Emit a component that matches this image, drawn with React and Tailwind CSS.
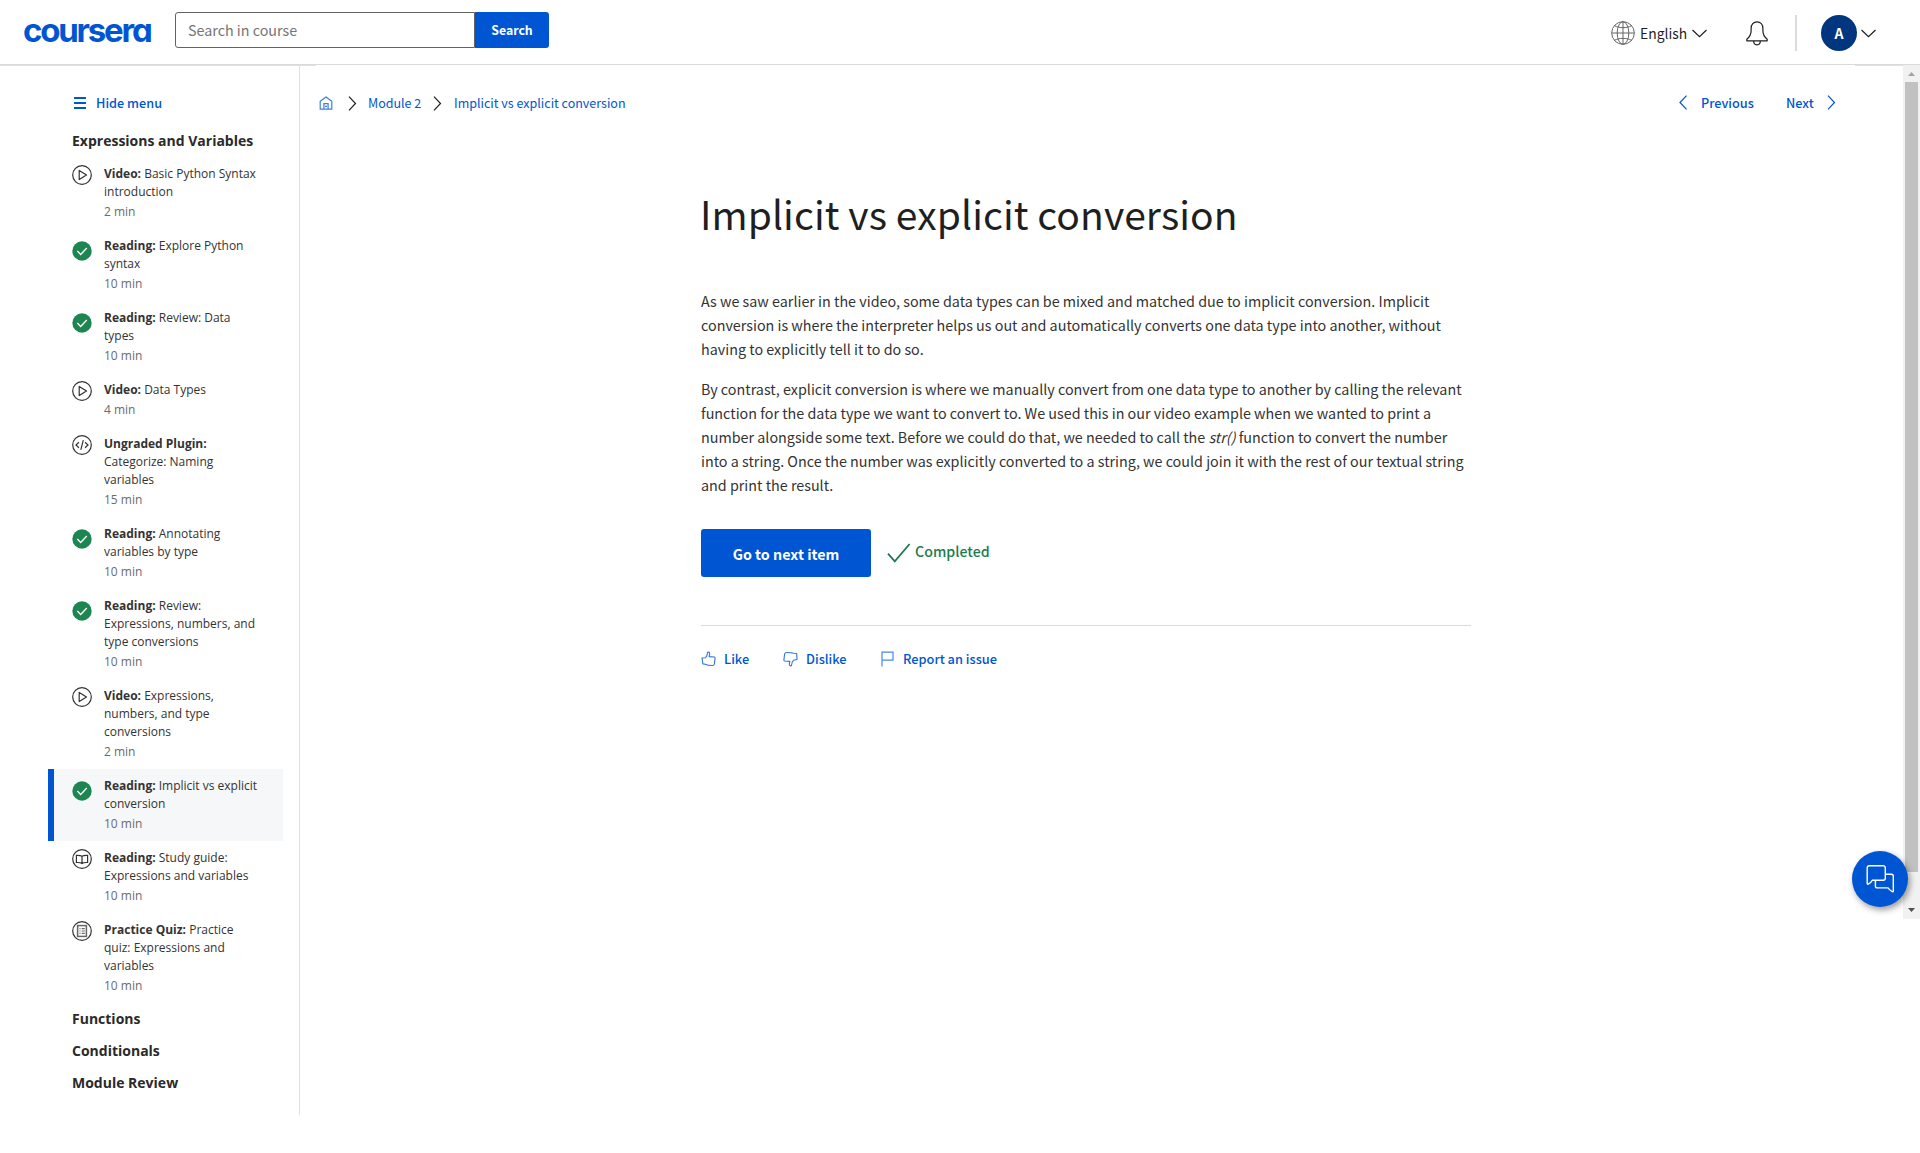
const CHECK = "check";
const PLAY = "play";

const items = [
  { icon: PLAY, type: "Video:", lines: ["Basic Python Syntax", "introduction"], time: "2 min" },
  { icon: CHECK, type: "Reading:", lines: ["Explore Python", "syntax"], time: "10 min" },
  { icon: CHECK, type: "Reading:", lines: ["Review: Data", "types"], time: "10 min" },
  { icon: PLAY, type: "Video:", lines: ["Data Types"], time: "4 min" },
  { icon: "code", type: "Ungraded Plugin:", lines: ["", "Categorize: Naming", "variables"], time: "15 min" },
  { icon: CHECK, type: "Reading:", lines: ["Annotating", "variables by type"], time: "10 min" },
  { icon: CHECK, type: "Reading:", lines: ["Review:", "Expressions, numbers, and", "type conversions"], time: "10 min" },
  { icon: PLAY, type: "Video:", lines: ["Expressions,", "numbers, and type", "conversions"], time: "2 min" },
  { icon: CHECK, type: "Reading:", lines: ["Implicit vs explicit", "conversion"], time: "10 min", active: true },
  { icon: "book", type: "Reading:", lines: ["Study guide:", "Expressions and variables"], time: "10 min" },
  { icon: "quiz", type: "Practice Quiz:", lines: ["Practice", "quiz: Expressions and", "variables"], time: "10 min" },
];

function ItemIcon({ name }) {
  if (name === CHECK) {
    return (
      <svg className="mt-1 size-5" viewBox="0 0 20 20" fill="none">
        <circle cx="10" cy="10" r="9.7" fill="#1d8650" />
        <path d="M5.3 10.1l3.4 3.3 6.1-6.5" stroke="#fff" strokeWidth="1.4" />
      </svg>
    );
  }
  return (
    <svg className="size-5" viewBox="0 0 20 20" fill="none" stroke="#333" strokeWidth="1.2">
      <circle cx="10" cy="10" r="9.3" />
      {name === PLAY && <path d="M7.2 5.4v9.2l7.3-4.6z" strokeLinejoin="round" />}
      {name === "code" && <path d="M6.9 7.2L4 10l2.9 2.8M13.1 7.2L16 10l-2.9 2.8M11.3 5.2l-2.5 9.6" />}
      {name === "book" && (
        <path d="M10 7.2C8.8 6.4 7 6.3 4.4 6.4v7.1c2.6-.1 4.4 0 5.6.9 1.200-.9 3-1 5.600-.9V6.400C13 6.300 11.200 6.400 10 7.200zM10 7.200v7.200" />
      )}
      {name === "quiz" && (
        <g stroke="#666">
          <rect x="5.6" y="4.6" width="8.8" height="10.8" strokeWidth="1.5" />
          <path d="M7.500 7.600h1M7.500 10h1M7.500 12.400h1M9.700 7.600h3M9.700 10h3M9.700 12.400h3" />
        </g>
      )}
    </svg>
  );
}

function Chevron({ dir, className }) {
  const d = {
    right: "M1 .7l6.500 6.800L1 14.300",
    left: "M7.500.7L1 7.500l6.500 6.800",
  }[dir];
  return (
    <svg className={className} width="9" height="15" viewBox="0 0 9 15" fill="none" stroke="currentColor" strokeWidth="1.2">
      <path d={d} />
    </svg>
  );
}

function ChevronDown({ className }) {
  return (
    <svg className={className} width="15" height="9" viewBox="0 0 15 9" fill="none" stroke="#1f1f1f" strokeWidth="1.2">
      <path d="M.5 1l7 6.700L14.500 1" />
    </svg>
  );
}

function Header() {
  return (
    <header className="flex h-[65px] shrink-0 items-start border-b border-[#dadada]">
      <div className="ml-[23px] mt-[10px] w-[152px] font-['Inter',sans-serif] text-[33px] font-bold leading-10 tracking-[-2.2px] text-[#0056d2] [font-feature-settings:'cv11']">
        coursera
      </div>
      <div className="mt-3 flex h-9">
        <div className="w-[300px] rounded-l-[3px] border border-[#636363] pl-3 text-[14.3px] leading-[33px] text-[#757575]">
          Search in course
        </div>
        <div className="w-[74px] rounded-r-[3px] bg-[#0056d2] text-center text-[12.3px] font-bold leading-9 text-white">
          Search
        </div>
      </div>
      <div className="ml-auto mr-11 mt-[15px] flex h-9 items-center">
        <svg width="24" height="24" viewBox="0 0 24 24" fill="none" stroke="#666" strokeWidth="1">
          <circle cx="12" cy="12" r="11.3" />
          <ellipse cx="12" cy="12" rx="5.8" ry="11.3" />
          <path d="M12 .7v22.600M.7 12h22.600M3.500 4.700c4.500 2.600 12.500 2.600 17 0M3.500 19.300c4.500-2.600 12.500-2.600 17 0" />
        </svg>
        <span className="ml-[5px] w-[47px] whitespace-nowrap text-[13.9px] leading-6 text-[#1f1f1f]">English</span>
        <ChevronDown className="ml-[5px]" />
        <svg className="ml-[39px]" width="22" height="25" viewBox="0 0 22 25" fill="none" stroke="#1f1f1f" strokeWidth="1.2">
          <path d="M.8 19.800v-1.500c2.800-2.300 4.300-4.500 4.300-8.300V7.500C5.100 3.500 7.500.8 11 .8s5.900 2.700 5.900 6.700V10c0 3.800 1.500 6 4.300 8.300v1.500z" strokeLinejoin="round" />
          <path d="M7.700 20c0 2.300 1.300 3.800 3.300 3.800s3.300-1.500 3.300-3.800" />
        </svg>
        <div className="ml-[27px] h-9 w-[2px] bg-[#dadada]" />
        <div className="ml-6 size-9 rounded-full bg-[#00357f] text-center text-[14px] font-bold leading-9 text-white">A</div>
        <ChevronDown className="ml-1" />
      </div>
    </header>
  );
}

function SideHeading({ children }) {
  return <div className="h-8 pl-[24px] text-[14px] font-bold leading-8 text-[#2a2a2a]">{children}</div>;
}

function Sidebar() {
  return (
    <aside className="h-[1050px] w-[300px] shrink-0 border-r border-[#e1e1e1] pl-12 pr-4 font-['Open_Sans',sans-serif]">
      <div className="flex items-center pb-3 pl-[26px] pt-7">
        <div className="flex w-3 flex-col gap-[3px]">
          <div className="h-[2px] bg-[#0056d2]" />
          <div className="h-[2px] bg-[#0056d2]" />
          <div className="h-[2px] bg-[#0056d2]" />
        </div>
        <div className="ml-[10px] font-['Noto_Sans_CJK_SC',sans-serif] text-[12.7px] font-medium leading-5 text-[#0056d2]">
          Hide menu
        </div>
      </div>
      <SideHeading>Expressions and Variables</SideHeading>
      {items.map((it, i) => (
        <div
          key={i}
          className={
            it.active
              ? "flex border-l-[6px] border-[#0056d2] bg-[#f5f7f8] py-2 pl-[18px]"
              : "flex border-l-[6px] border-transparent py-2 pl-[18px]"
          }
        >
          <ItemIcon name={it.icon} />
          <div className="ml-3 whitespace-nowrap text-[12px] leading-[18px] text-[#333]">
            <div>
              <b className="font-bold">{it.type}</b> {it.lines[0]}
            </div>
            {it.lines.slice(1).map((l) => (
              <div key={l}>{l}</div>
            ))}
            <div className="mt-[2px] text-[#6b6b6b]">{it.time}</div>
          </div>
        </div>
      ))}
      <SideHeading>Functions</SideHeading>
      <SideHeading>Conditionals</SideHeading>
      <SideHeading>Module Review</SideHeading>
    </aside>
  );
}

function TopNav() {
  return (
    <div className="flex justify-between whitespace-nowrap pl-[19px] pr-[67px] pt-7 text-[12.5px] leading-5 text-[#0056d2]">
      <nav className="flex items-center">
        <svg width="14" height="14" viewBox="0 0 14 14" fill="none" stroke="#3f7fdf" strokeWidth="1.2">
          <path d="M1.200 5.300L7 .9l5.800 4.400v7.900H1.200z" strokeLinejoin="round" />
          <path d="M4.900 13V7.700h4.200V13M6 10.300h2" />
        </svg>
        <Chevron dir="right" className="ml-[15px] text-[#1f1f1f]" />
        <span className="ml-[11px] w-[53px]">Module 2</span>
        <Chevron dir="right" className="ml-[12px] text-[#1f1f1f]" />
        <span className="ml-[12px]">Implicit vs explicit conversion</span>
      </nav>
      <div className="-mt-px flex items-center text-[12.7px] font-medium">
        <Chevron dir="left" />
        <span className="ml-[13px] w-[53px]">Previous</span>
        <span className="ml-8 w-[28px]">Next</span>
        <Chevron dir="right" className="ml-[13px]" />
      </div>
    </div>
  );
}

function Article() {
  return (
    <article className="ml-[400px] mt-[72px] w-[771px] whitespace-nowrap pl-px">
      <h1 className="-ml-px text-[39px] leading-[56px] tracking-[0.08px] text-[#1f1f1f]">Implicit vs explicit conversion</h1>
      <div className="mt-12 flex flex-col gap-4 text-[14.33px] leading-6 text-[#333]">
        <p>
          As we saw earlier in the video, some data types can be mixed and matched due to implicit conversion. Implicit
          <br />
          conversion is where the interpreter helps us out and automatically converts one data type into another, without
          <br />
          having to explicitly tell it to do so.
        </p>
        <p>
          By contrast, explicit conversion is where we manually convert from one data type to another by calling the relevant
          <br />
          function for the data type we want to convert to. We used this in our video example when we wanted to print a
          <br />
          number alongside some text. Before we could do that, we needed to call the <i>str()</i> function to convert the number
          <br />
          into a string. Once the number was explicitly converted to a string, we could join it with the rest of our textual string
          <br />
          and print the result.
        </p>
      </div>
      <div className="mt-8 flex items-center border-b border-[#dadada] pb-12">
        <div className="h-12 w-[170px] rounded-[3px] bg-[#0056d2] text-center text-[14.3px] font-bold leading-[49px] text-white">
          Go to next item
        </div>
        <svg className="ml-4" width="24" height="20" viewBox="0 0 24 20" fill="none" stroke="#1d7c4d" strokeWidth="1.8">
          <path d="M1 10.600l6.800 7.700L22.600 1" />
        </svg>
        <span className="-mt-1 ml-[4px] text-[14.2px] font-medium leading-6 text-[#1d7c4d]">Completed</span>
      </div>
      <div className="mt-[23px] flex items-center text-[12.8px] font-medium leading-5 text-[#0056d2]">
        <svg width="15" height="16" viewBox="0 0 15 16" fill="none" stroke="#2f74dc" strokeWidth="1.1" strokeLinejoin="round">
          <path d="M4.600 6.700C6.200 5.200 6.400 3.800 6.600 1.300c1.500-.5 2.300.7 2 2.300l-.5 2 5.200.4c.9.300.9 1.200.7 1.900l-.6 5.100c-.3 1.300-1 1.500-2 1.500-3.200 0-5.400-.4-7.200-1.300l-2.300-.3L1 7z" />
        </svg>
        <span className="ml-2 w-[26px]">Like</span>
        <svg className="ml-[33px]" width="15" height="16" viewBox="0 0 15 16" fill="none" stroke="#2f74dc" strokeWidth="1.1" strokeLinejoin="round">
          <path d="M10.400 9.300c-1.600 1.500-1.800 2.900-2 5.400-1.500.5-2.300-.7-2-2.300l.5-2-5.200-.4C.8 9.700.8 8.800 1 8.100L1.600 3C1.900 1.700 2.600 1.500 3.600 1.500c3.200 0 5.400.1 7.200.7l2.900.3.300 6z" />
        </svg>
        <span className="ml-2 w-[41px]">Dislike</span>
        <svg className="ml-[34px]" width="13" height="16" viewBox="0 0 13 16" fill="none" stroke="#4c87e1" strokeWidth="1.2">
          <path d="M1 15.500V1.200h11v8H1" />
        </svg>
        <span className="ml-[9px]">Report an issue</span>
      </div>
    </article>
  );
}

function Scrollbar() {
  return (
    <div className="flex h-[854px] w-[17px] shrink-0 flex-col items-center bg-[#f1f1f1]">
      <svg className="h-[17px]" width="17" viewBox="0 0 17 17">
        <path d="M5 11h7L8.500 7z" fill="#a3a3a3" />
      </svg>
      <div className="h-[790px] w-[13px] bg-[#c1c1c1]" />
      <svg className="mt-auto h-[17px]" width="17" viewBox="0 0 17 17">
        <path d="M5 6h7l-3.500 4z" fill="#505050" />
      </svg>
    </div>
  );
}

export default function App() {
  return (
    <div className="relative flex h-[1153px] w-[1920px] flex-col overflow-hidden bg-white font-['Noto_Sans_CJK_SC',sans-serif]">
      <Header />
      <div className="-mb-px flex h-px shrink-0 justify-between">
        <div className="w-[316px] bg-[#e0e0e0]" />
        <div className="w-[65px] bg-[#e0e0e0]" />
      </div>
      <div className="flex">
        <Sidebar />
        <main className="flex-1">
          <TopNav />
          <Article />
        </main>
        <Scrollbar />
      </div>
      <div className="absolute left-[1852px] top-[851px] flex size-14 items-center justify-center rounded-full bg-[#0056d2] shadow-[2px_3px_6px_rgba(0,0,0,0.4)]">
        <svg width="28" height="28" viewBox="0 0 28 28" fill="none" stroke="#fff" strokeWidth="1.4" strokeLinejoin="round">
          <path d="M3 .8h14.300a2 2 0 0 1 2 2v10.500a2 2 0 0 1-2 2H6.200c-.8 1.500-1.800 3-4 3.900-.7.100-1-.3-1-1V2.800a2 2 0 0 1 1.800-2z" />
          <path d="M19.300 9.200h6a2 2 0 0 1 2 2V26c0 .8-.7 1-1.300.5-1.700-1-3-2.300-4-3.600H11.400a2 2 0 0 1-2-2v-5.600" />
        </svg>
      </div>
    </div>
  );
}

AIM
Go through the material and select each line with the string "that" in it.

SOLVED EXERCISE
Emit a component that matches this image, drawn with React and Tailwind CSS.
          number alongside some text. Before we could do that, we needed to call the <i>str()</i> function to convert the number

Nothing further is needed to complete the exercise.